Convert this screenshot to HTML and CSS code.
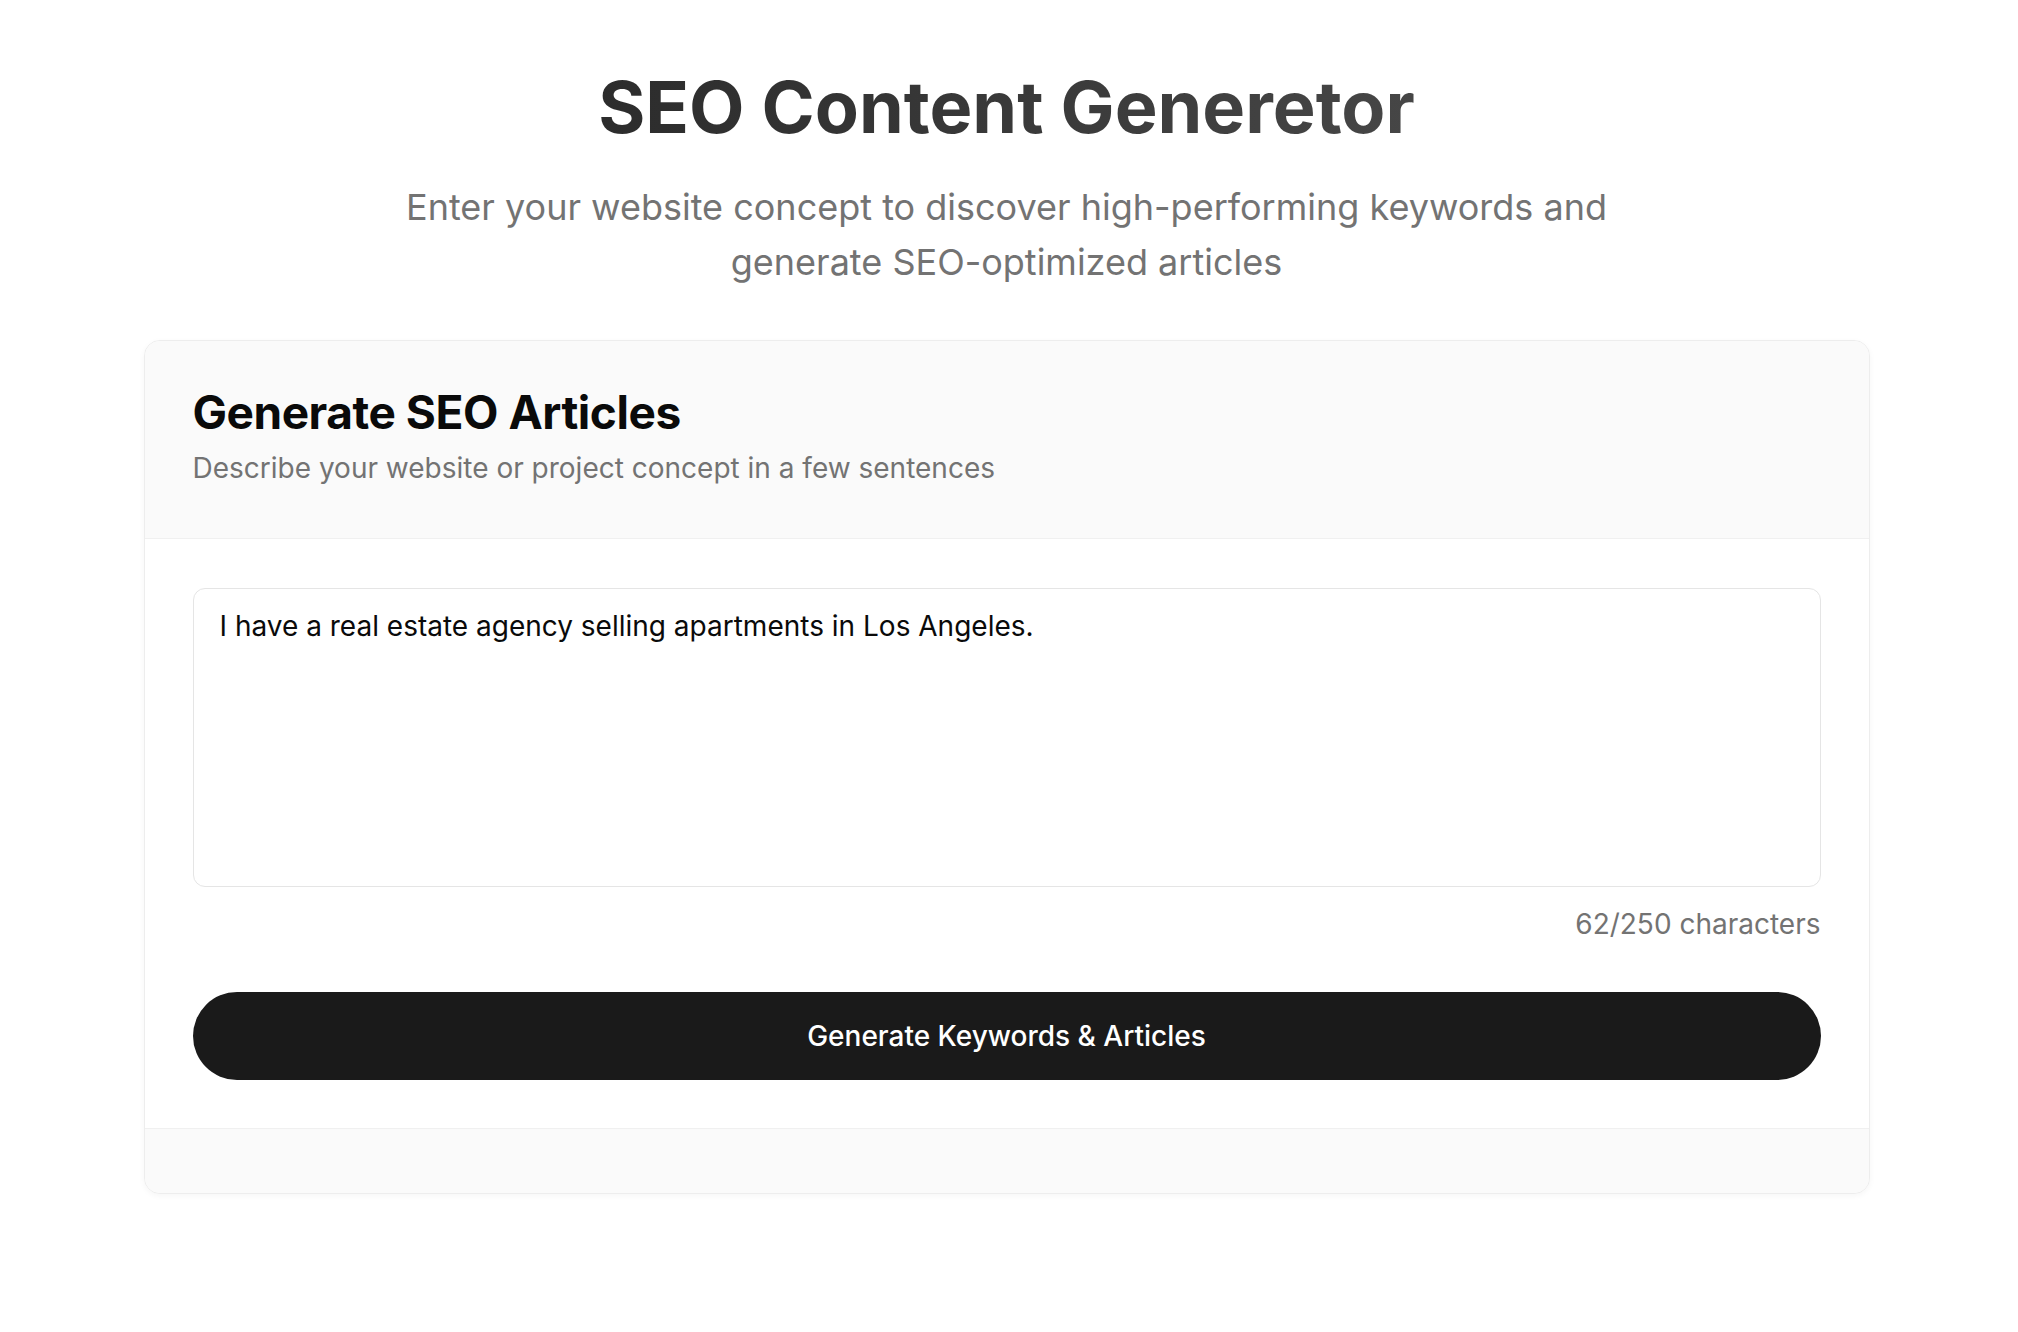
FILE: index.html
```html
<!DOCTYPE html>
<html lang="en">
<head>
<meta charset="utf-8">
<title>SEO Content Generetor</title>
<link rel="stylesheet" href="styles.css">
</head>
<body>
<main class="page">
  <header class="hero">
    <h1 class="hero-title">SEO Content Generetor</h1>
    <p class="hero-sub">Enter your website concept to discover high-performing keywords and generate SEO-optimized articles</p>
  </header>
  <section class="card">
    <div class="card-header">
      <h2 class="card-title">Generate SEO Articles</h2>
      <p class="card-desc">Describe your website or project concept in a few sentences</p>
    </div>
    <div class="card-body">
      <textarea class="concept" maxlength="250">I have a real estate agency selling apartments in Los Angeles.</textarea>
      <div class="counter">62/250 characters</div>
      <button class="generate" type="button">Generate Keywords &amp; Articles</button>
    </div>
    <div class="card-footer"></div>
  </section>
</main>
</body>
</html>
```
FILE: styles.css
```css
* { box-sizing: border-box; }
html, body { margin: 0; padding: 0; background: #ffffff; }
body { font-family: Inter, "Noto Sans", "Liberation Sans", sans-serif; color: #0a0a0a; }

.page {
  display: flex;
  flex-direction: column;
  align-items: center;
  padding: 64px 5px 80px 0;
}

.hero { display: flex; flex-direction: column; align-items: center; text-align: center; }

.hero-title {
  margin: 0;
  font-size: 72px;
  line-height: 1.2;
  font-weight: 700;
  background: linear-gradient(90deg, #2c2c2c, #464646);
  -webkit-background-clip: text;
  background-clip: text;
  color: transparent;
}

.hero-sub {
  margin: 30px 0 0;
  max-width: 1260px;
  font-size: 36px;
  line-height: 55px;
  color: #737373;
}

.card {
  width: 1726px;
  margin-top: 50px;
  border: 1px solid #ededed;
  border-radius: 16px;
  overflow: hidden;
  background: #ffffff;
  box-shadow: 0 2px 6px rgba(0, 0, 0, 0.04);
}

.card-header {
  background: #fafafa;
  padding: 44px 48px 49px;
  border-bottom: 1px solid #f0f0f0;
}

.card-title {
  margin: 0;
  font-size: 46px;
  line-height: 1.2;
  font-weight: 700;
  letter-spacing: -0.01em;
  color: #0a0a0a;
}

.card-desc {
  margin: 6px 0 0;
  font-size: 28px;
  line-height: 1.5;
  color: #737373;
}

.card-body {
  display: flex;
  flex-direction: column;
  padding: 49px 48px 48px;
}

.concept {
  display: block;
  width: 100%;
  height: 299px;
  padding: 16px 26px;
  border: 1px solid #e5e5e5;
  border-radius: 12px;
  font-family: inherit;
  font-size: 28px;
  line-height: 1.5;
  color: #0a0a0a;
  background: #ffffff;
  resize: none;
  outline: none;
}

.counter {
  margin-top: 16px;
  text-align: right;
  font-size: 28px;
  line-height: 1.5;
  color: #737373;
}

.generate {
  margin-top: 47px;
  height: 88px;
  border: none;
  border-radius: 999px;
  background: #1a1a1a;
  color: #ffffff;
  font-family: inherit;
  font-size: 28px;
  font-weight: 500;
  cursor: pointer;
}

.card-footer {
  height: 65px;
  background: #fafafa;
  border-top: 1px solid #f0f0f0;
}
```
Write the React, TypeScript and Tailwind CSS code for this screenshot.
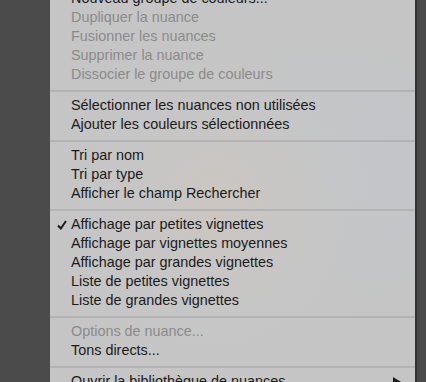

*****

◆ Written request: Find every line with the word "screenshot" and state how many there are, with no other words.

◆ Full solution: 2